# PROBLEM TO SOLVE
Transcribe the data in full and exactly, omitting any pictures.

# DATA LINES

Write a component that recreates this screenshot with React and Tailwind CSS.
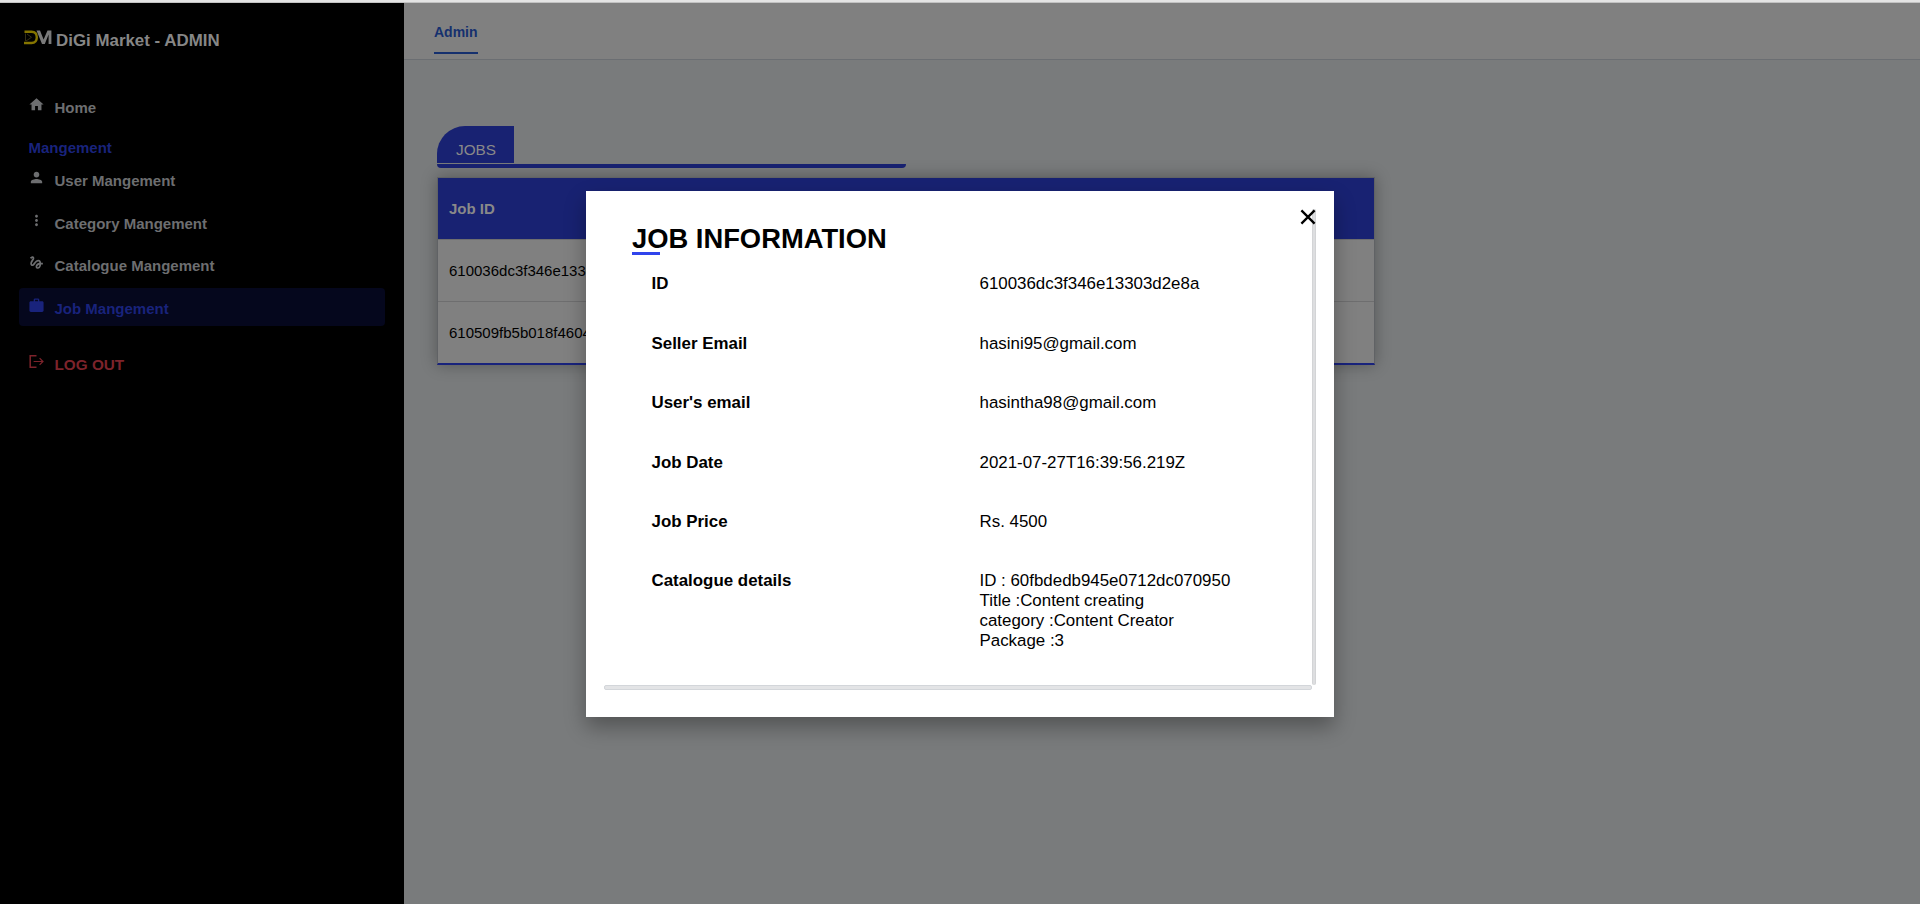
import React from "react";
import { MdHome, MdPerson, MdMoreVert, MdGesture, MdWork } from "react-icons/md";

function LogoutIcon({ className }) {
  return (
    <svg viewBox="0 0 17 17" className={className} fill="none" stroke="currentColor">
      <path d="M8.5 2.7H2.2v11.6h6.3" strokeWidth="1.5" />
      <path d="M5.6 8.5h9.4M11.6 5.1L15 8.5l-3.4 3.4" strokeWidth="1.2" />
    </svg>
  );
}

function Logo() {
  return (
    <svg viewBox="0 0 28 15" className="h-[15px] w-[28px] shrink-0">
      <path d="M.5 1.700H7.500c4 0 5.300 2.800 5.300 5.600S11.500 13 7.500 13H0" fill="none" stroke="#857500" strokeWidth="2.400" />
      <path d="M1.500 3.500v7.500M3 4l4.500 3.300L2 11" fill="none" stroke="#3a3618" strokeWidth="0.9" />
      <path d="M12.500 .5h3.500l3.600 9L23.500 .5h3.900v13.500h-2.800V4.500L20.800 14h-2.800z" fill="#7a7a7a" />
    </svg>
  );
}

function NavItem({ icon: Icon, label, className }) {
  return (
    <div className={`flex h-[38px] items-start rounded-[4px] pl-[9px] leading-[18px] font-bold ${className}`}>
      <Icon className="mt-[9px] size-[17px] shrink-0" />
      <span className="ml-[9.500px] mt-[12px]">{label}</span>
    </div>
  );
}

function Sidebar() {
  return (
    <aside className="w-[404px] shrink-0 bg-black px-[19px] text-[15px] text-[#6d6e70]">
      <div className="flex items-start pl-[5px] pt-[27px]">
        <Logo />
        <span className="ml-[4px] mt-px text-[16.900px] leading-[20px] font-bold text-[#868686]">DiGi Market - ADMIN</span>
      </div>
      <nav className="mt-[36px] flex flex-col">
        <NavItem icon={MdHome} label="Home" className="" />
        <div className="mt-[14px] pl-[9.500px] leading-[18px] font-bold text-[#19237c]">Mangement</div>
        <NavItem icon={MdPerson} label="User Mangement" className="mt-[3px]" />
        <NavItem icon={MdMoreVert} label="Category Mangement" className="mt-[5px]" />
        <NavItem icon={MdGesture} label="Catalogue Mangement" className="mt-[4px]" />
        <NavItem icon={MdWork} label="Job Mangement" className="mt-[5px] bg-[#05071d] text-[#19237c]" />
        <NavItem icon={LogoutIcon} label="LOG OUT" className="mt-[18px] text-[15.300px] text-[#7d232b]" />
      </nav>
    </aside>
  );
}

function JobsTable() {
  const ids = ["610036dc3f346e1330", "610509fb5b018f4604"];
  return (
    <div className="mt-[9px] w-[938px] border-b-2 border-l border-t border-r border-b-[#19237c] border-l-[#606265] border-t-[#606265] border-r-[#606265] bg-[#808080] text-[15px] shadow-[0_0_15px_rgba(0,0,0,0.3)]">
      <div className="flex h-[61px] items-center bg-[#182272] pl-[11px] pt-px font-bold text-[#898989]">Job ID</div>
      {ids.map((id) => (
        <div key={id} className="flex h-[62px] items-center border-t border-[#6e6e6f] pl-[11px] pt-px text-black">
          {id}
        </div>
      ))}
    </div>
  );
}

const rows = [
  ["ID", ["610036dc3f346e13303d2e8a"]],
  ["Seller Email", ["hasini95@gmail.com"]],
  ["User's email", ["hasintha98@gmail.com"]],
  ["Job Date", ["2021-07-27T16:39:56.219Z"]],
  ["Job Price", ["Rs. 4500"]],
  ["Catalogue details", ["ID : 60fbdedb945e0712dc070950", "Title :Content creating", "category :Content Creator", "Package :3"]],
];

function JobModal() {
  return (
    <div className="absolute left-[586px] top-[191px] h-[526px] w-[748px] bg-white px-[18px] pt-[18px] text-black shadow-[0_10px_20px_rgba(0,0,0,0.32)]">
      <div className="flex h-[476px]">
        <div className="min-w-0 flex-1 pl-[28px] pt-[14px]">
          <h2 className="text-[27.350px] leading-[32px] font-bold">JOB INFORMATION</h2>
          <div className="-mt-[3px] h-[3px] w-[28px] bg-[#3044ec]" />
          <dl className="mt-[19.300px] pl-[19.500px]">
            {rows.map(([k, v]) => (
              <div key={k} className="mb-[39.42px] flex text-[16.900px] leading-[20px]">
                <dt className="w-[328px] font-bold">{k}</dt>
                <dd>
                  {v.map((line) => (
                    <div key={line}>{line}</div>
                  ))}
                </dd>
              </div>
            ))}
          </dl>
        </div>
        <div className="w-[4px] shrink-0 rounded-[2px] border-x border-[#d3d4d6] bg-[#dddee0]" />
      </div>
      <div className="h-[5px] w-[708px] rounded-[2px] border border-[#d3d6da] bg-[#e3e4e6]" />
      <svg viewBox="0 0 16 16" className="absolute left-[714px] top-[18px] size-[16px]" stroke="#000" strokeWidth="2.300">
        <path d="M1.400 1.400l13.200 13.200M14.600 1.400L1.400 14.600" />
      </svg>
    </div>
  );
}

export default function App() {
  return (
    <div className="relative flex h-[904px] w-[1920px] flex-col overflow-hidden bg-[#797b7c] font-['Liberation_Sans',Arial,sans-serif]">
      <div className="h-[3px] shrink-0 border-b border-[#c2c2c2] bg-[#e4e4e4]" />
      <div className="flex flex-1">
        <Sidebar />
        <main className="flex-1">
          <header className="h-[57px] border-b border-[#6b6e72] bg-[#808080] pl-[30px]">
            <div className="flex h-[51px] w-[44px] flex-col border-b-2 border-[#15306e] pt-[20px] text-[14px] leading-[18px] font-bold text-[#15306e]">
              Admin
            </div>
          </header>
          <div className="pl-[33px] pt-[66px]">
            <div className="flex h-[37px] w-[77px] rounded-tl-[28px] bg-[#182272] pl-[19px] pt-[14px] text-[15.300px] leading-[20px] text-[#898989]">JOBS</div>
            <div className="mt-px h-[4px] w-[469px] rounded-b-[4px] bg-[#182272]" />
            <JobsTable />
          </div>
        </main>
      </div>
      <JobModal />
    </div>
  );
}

# RESULT
Write a component that recreates this screenshot with React and Tailwind CSS.
import React from "react";
import { MdHome, MdPerson, MdMoreVert, MdGesture, MdWork } from "react-icons/md";

function LogoutIcon({ className }) {
  return (
    <svg viewBox="0 0 17 17" className={className} fill="none" stroke="currentColor">
      <path d="M8.5 2.7H2.2v11.6h6.3" strokeWidth="1.5" />
      <path d="M5.6 8.5h9.4M11.6 5.1L15 8.5l-3.4 3.4" strokeWidth="1.2" />
    </svg>
  );
}

function Logo() {
  return (
    <svg viewBox="0 0 28 15" className="h-[15px] w-[28px] shrink-0">
      <path d="M.5 1.700H7.500c4 0 5.300 2.800 5.300 5.600S11.500 13 7.500 13H0" fill="none" stroke="#857500" strokeWidth="2.400" />
      <path d="M1.500 3.500v7.500M3 4l4.500 3.300L2 11" fill="none" stroke="#3a3618" strokeWidth="0.9" />
      <path d="M12.500 .5h3.500l3.600 9L23.500 .5h3.900v13.500h-2.800V4.500L20.800 14h-2.800z" fill="#7a7a7a" />
    </svg>
  );
}

function NavItem({ icon: Icon, label, className }) {
  return (
    <div className={`flex h-[38px] items-start rounded-[4px] pl-[9px] leading-[18px] font-bold ${className}`}>
      <Icon className="mt-[9px] size-[17px] shrink-0" />
      <span className="ml-[9.500px] mt-[12px]">{label}</span>
    </div>
  );
}

function Sidebar() {
  return (
    <aside className="w-[404px] shrink-0 bg-black px-[19px] text-[15px] text-[#6d6e70]">
      <div className="flex items-start pl-[5px] pt-[27px]">
        <Logo />
        <span className="ml-[4px] mt-px text-[16.900px] leading-[20px] font-bold text-[#868686]">DiGi Market - ADMIN</span>
      </div>
      <nav className="mt-[36px] flex flex-col">
        <NavItem icon={MdHome} label="Home" className="" />
        <div className="mt-[14px] pl-[9.500px] leading-[18px] font-bold text-[#19237c]">Mangement</div>
        <NavItem icon={MdPerson} label="User Mangement" className="mt-[3px]" />
        <NavItem icon={MdMoreVert} label="Category Mangement" className="mt-[5px]" />
        <NavItem icon={MdGesture} label="Catalogue Mangement" className="mt-[4px]" />
        <NavItem icon={MdWork} label="Job Mangement" className="mt-[5px] bg-[#05071d] text-[#19237c]" />
        <NavItem icon={LogoutIcon} label="LOG OUT" className="mt-[18px] text-[15.300px] text-[#7d232b]" />
      </nav>
    </aside>
  );
}

function JobsTable() {
  const ids = ["610036dc3f346e1330", "610509fb5b018f4604"];
  return (
    <div className="mt-[9px] w-[938px] border-b-2 border-l border-t border-r border-b-[#19237c] border-l-[#606265] border-t-[#606265] border-r-[#606265] bg-[#808080] text-[15px] shadow-[0_0_15px_rgba(0,0,0,0.3)]">
      <div className="flex h-[61px] items-center bg-[#182272] pl-[11px] pt-px font-bold text-[#898989]">Job ID</div>
      {ids.map((id) => (
        <div key={id} className="flex h-[62px] items-center border-t border-[#6e6e6f] pl-[11px] pt-px text-black">
          {id}
        </div>
      ))}
    </div>
  );
}

const rows = [
  ["ID", ["610036dc3f346e13303d2e8a"]],
  ["Seller Email", ["hasini95@gmail.com"]],
  ["User's email", ["hasintha98@gmail.com"]],
  ["Job Date", ["2021-07-27T16:39:56.219Z"]],
  ["Job Price", ["Rs. 4500"]],
  ["Catalogue details", ["ID : 60fbdedb945e0712dc070950", "Title :Content creating", "category :Content Creator", "Package :3"]],
];

function JobModal() {
  return (
    <div className="absolute left-[586px] top-[191px] h-[526px] w-[748px] bg-white px-[18px] pt-[18px] text-black shadow-[0_10px_20px_rgba(0,0,0,0.32)]">
      <div className="flex h-[476px]">
        <div className="min-w-0 flex-1 pl-[28px] pt-[14px]">
          <h2 className="text-[27.350px] leading-[32px] font-bold">JOB INFORMATION</h2>
          <div className="-mt-[3px] h-[3px] w-[28px] bg-[#3044ec]" />
          <dl className="mt-[19.300px] pl-[19.500px]">
            {rows.map(([k, v]) => (
              <div key={k} className="mb-[39.42px] flex text-[16.900px] leading-[20px]">
                <dt className="w-[328px] font-bold">{k}</dt>
                <dd>
                  {v.map((line) => (
                    <div key={line}>{line}</div>
                  ))}
                </dd>
              </div>
            ))}
          </dl>
        </div>
        <div className="w-[4px] shrink-0 rounded-[2px] border-x border-[#d3d4d6] bg-[#dddee0]" />
      </div>
      <div className="h-[5px] w-[708px] rounded-[2px] border border-[#d3d6da] bg-[#e3e4e6]" />
      <svg viewBox="0 0 16 16" className="absolute left-[714px] top-[18px] size-[16px]" stroke="#000" strokeWidth="2.300">
        <path d="M1.400 1.400l13.200 13.200M14.600 1.400L1.400 14.600" />
      </svg>
    </div>
  );
}

export default function App() {
  return (
    <div className="relative flex h-[904px] w-[1920px] flex-col overflow-hidden bg-[#797b7c] font-['Liberation_Sans',Arial,sans-serif]">
      <div className="h-[3px] shrink-0 border-b border-[#c2c2c2] bg-[#e4e4e4]" />
      <div className="flex flex-1">
        <Sidebar />
        <main className="flex-1">
          <header className="h-[57px] border-b border-[#6b6e72] bg-[#808080] pl-[30px]">
            <div className="flex h-[51px] w-[44px] flex-col border-b-2 border-[#15306e] pt-[20px] text-[14px] leading-[18px] font-bold text-[#15306e]">
              Admin
            </div>
          </header>
          <div className="pl-[33px] pt-[66px]">
            <div className="flex h-[37px] w-[77px] rounded-tl-[28px] bg-[#182272] pl-[19px] pt-[14px] text-[15.300px] leading-[20px] text-[#898989]">JOBS</div>
            <div className="mt-px h-[4px] w-[469px] rounded-b-[4px] bg-[#182272]" />
            <JobsTable />
          </div>
        </main>
      </div>
      <JobModal />
    </div>
  );
}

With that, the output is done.